Wednesday, January 24, 2018

We're Dying Earlier in the U.S. While People in Other Countries are Living Longer

Our life expectancy in the U.S. decreased for the second year in a row in 2016 to 78.6 years. The drop looks small at first blush -0.1 years, but it's alarming. Life expectancy in the United States is lower than in most other OECD countries and the gap is getting wider--we're dying earlier in the U.S. while people in other countries are living longer. I could not do as good a job of explaining why as Bill Gardner did in this post, so I recommend you read his explanation. 

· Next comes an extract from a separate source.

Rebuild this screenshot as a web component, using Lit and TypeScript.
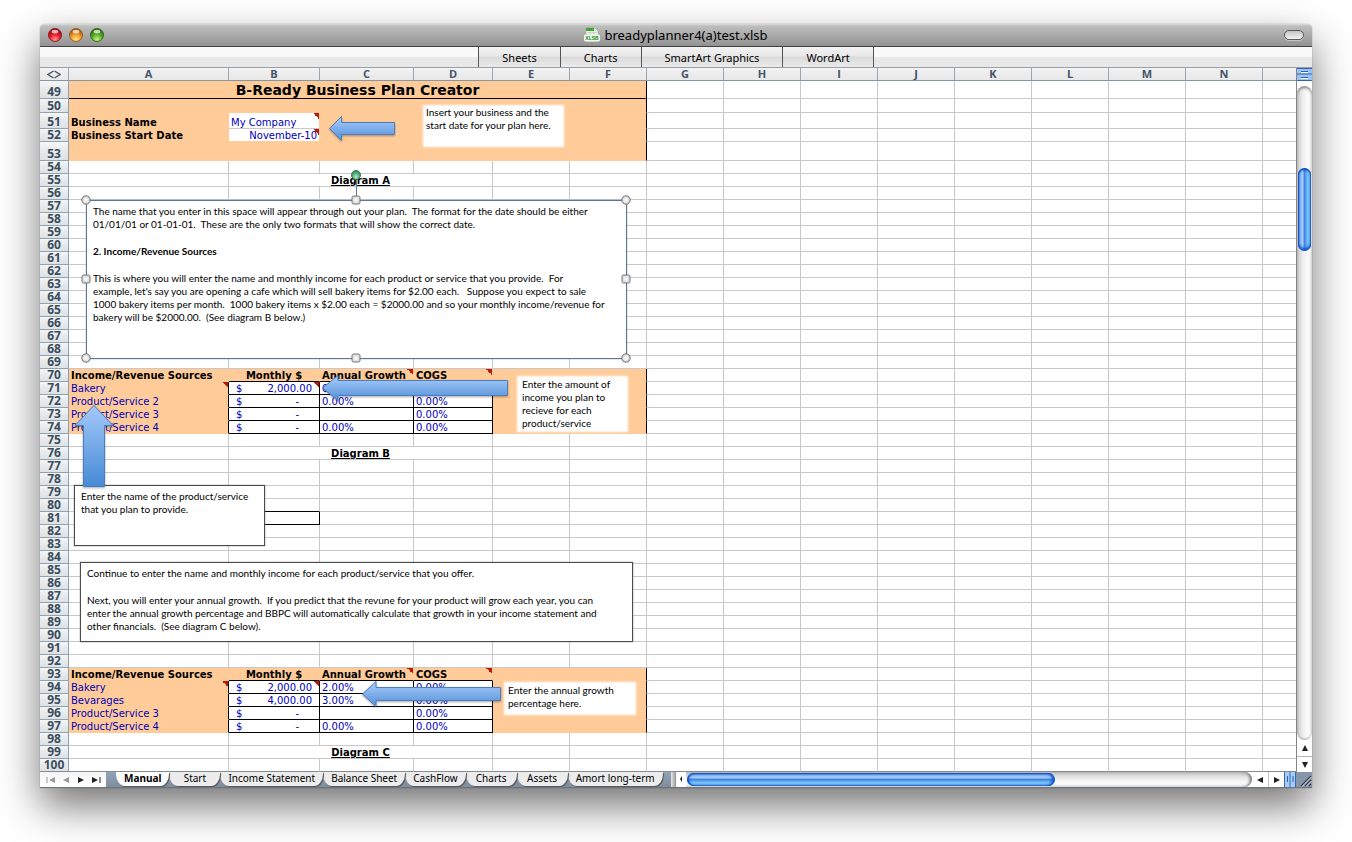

How are people dying? These are the leading causes of death according to the CDC.
  1. Heart Disease
  2. Cancer
  3. Accidents
  4. Chronic lower respiratory disease
  5. Stroke
  6. Alzheimer's
  7. Diabetes
  8. Flu and pneumonia
  9. Kidney disease
  10. Suicide
The rate of death decreased for seven of these 10, but increased for accidents, Alzheimer's and suicide. We also know drug overdose deaths rose an appalling 21% from 2015 to 2016


It bears mentioning that it's not too late to get a flu shot. The deaths from flu are largely preventable if we could get enough people vaccinated. If you're not inclined to get a flu shot for your own benefit, do it for the people around you


Please excuse the public service announcement. Now, back to our regularly scheduled programming.

Where the death rate declined for infants and older American's, it increased for people age 15 to 64 and increased for men more than women.  (Life expectancy for women was the same this year as it was last, 81.1 years. However, for men it declined from 76.3 to 76.1.)

The rich have always lived longer than the poor, but here the gap is widening too. The top 1% of male wage earners now live 15 years longer than men in the bottom 1%. (For women, the gap is 10 years.) This shocking chart ran in an article on Vox I recommend reading. 



They're evidently doing something right in California, but the rest of this news is bleak. Surely, we can do better.